# Cycling new 30



## notoriouslyKEN (Jul 31, 2003)

just got a 30 gallon earlier today, and immediately filled it up. I got 5 large (3-4") goldfish to help the cycle, added an old filter cartridge, 3 large live plants, one large rock, and a few plastic decorations all from a cycled tank. I am dying to get my baby rhom in his new tank & was wondering about how long do u think it will need to cycle?
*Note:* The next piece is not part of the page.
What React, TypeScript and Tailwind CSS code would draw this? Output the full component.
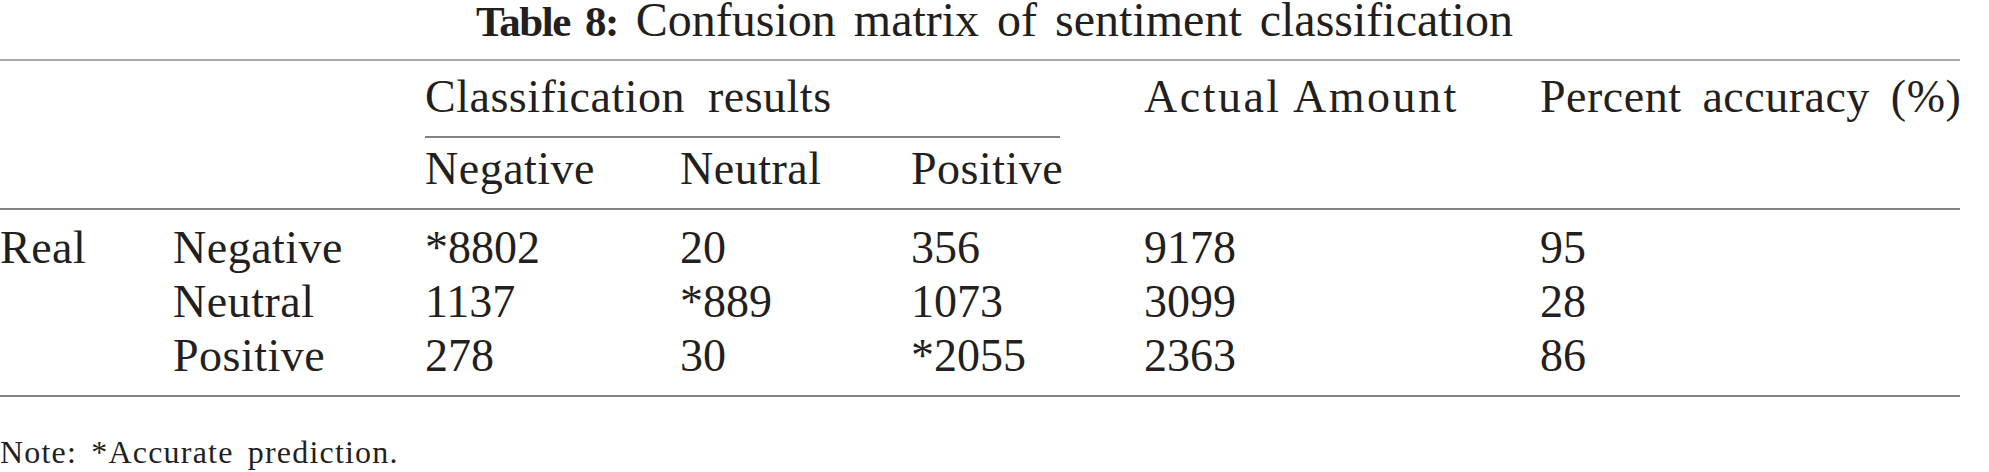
export default function App() {
  const cols = "grid grid-cols-[173px_252px_255px_231px_233px_396px_420px]";
  const rows: string[][] = [
    ["Real", "Negative", "*8802", "20", "356", "9178", "95"],
    ["", "Neutral", "1137", "*889", "1073", "3099", "28"],
    ["", "Positive", "278", "30", "*2055", "2363", "86"],
  ];
  return (
    <div className="w-[1989px] h-[472px] bg-white text-[#231f20] font-['Liberation_Serif',serif] overflow-hidden">
      <div className="h-[59px] text-center text-[48px] leading-[40px] [word-spacing:6px] whitespace-nowrap">
        <span className="font-bold text-[43px] tracking-[-1.5px]">Table 8:</span> Confusion matrix of sentiment classification
      </div>
      <div className="w-[1960px] text-[46px] [word-spacing:5px] whitespace-nowrap">
        <div className="border-t-2 border-[#a7a9ac]" />
        <div className="border-b-2 border-[#808285]">
          <div className={`${cols} h-[77px] pt-[13px] leading-[46px]`}>
            <div />
            <div />
            <div className="col-span-3">
              <div className="w-[635px] h-[64px] border-b-2 border-[#808285] tracking-[0.5px] [word-spacing:11px]">
                Classification results
              </div>
            </div>
            <div className="tracking-[2.5px] [word-spacing:0px]">Actual Amount</div>
            <div className="tracking-[0.5px] [word-spacing:9px]">Percent accuracy (%)</div>
          </div>
          <div className={`${cols} h-[70px] leading-[62px] tracking-[0.5px]`}>
            <div />
            <div />
            <div>Negative</div>
            <div>Neutral</div>
            <div>Positive</div>
            <div />
            <div />
          </div>
        </div>
        <div className="border-b-2 border-[#808285] pt-[11px] pb-[12px]">
          {rows.map((r, i) => (
            <div key={i} className={`${cols} leading-[54px]`}>
              {r.map((c, j) => (
                <div key={j} className={j < 2 ? "tracking-[0.5px]" : ""}>
                  {c}
                </div>
              ))}
            </div>
          ))}
        </div>
        <div className="pt-[40px] text-[32px] leading-[30px] tracking-[1.2px]">Note: *Accurate prediction.</div>
      </div>
    </div>
  );
}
I bought some ammonia & nitrite test kits and the fish store, but they said they had no nitrate test kits. also, by overfeeding the goldfish the first few days, could I speed up the ammonia spike (more ammonia produced through waste & uneaten food)? thanks for your help.


----------



## notoriouslyKEN (Jul 31, 2003)

wasn't sure if this should be in water chemistry or equipment. thought this was a lil more appropriate.


----------



## tinyteeth (Mar 12, 2003)

since your running an old filter, it shouldnt take more than a couple days. ive dont 1 day with no casualties. what i do is this; take the old filter media and shake it in the new tank, till the water is very dirty looking. by next morning the water should be clear. if goldfish can survive for a couple days, its fine.


----------



## notoriouslyKEN (Jul 31, 2003)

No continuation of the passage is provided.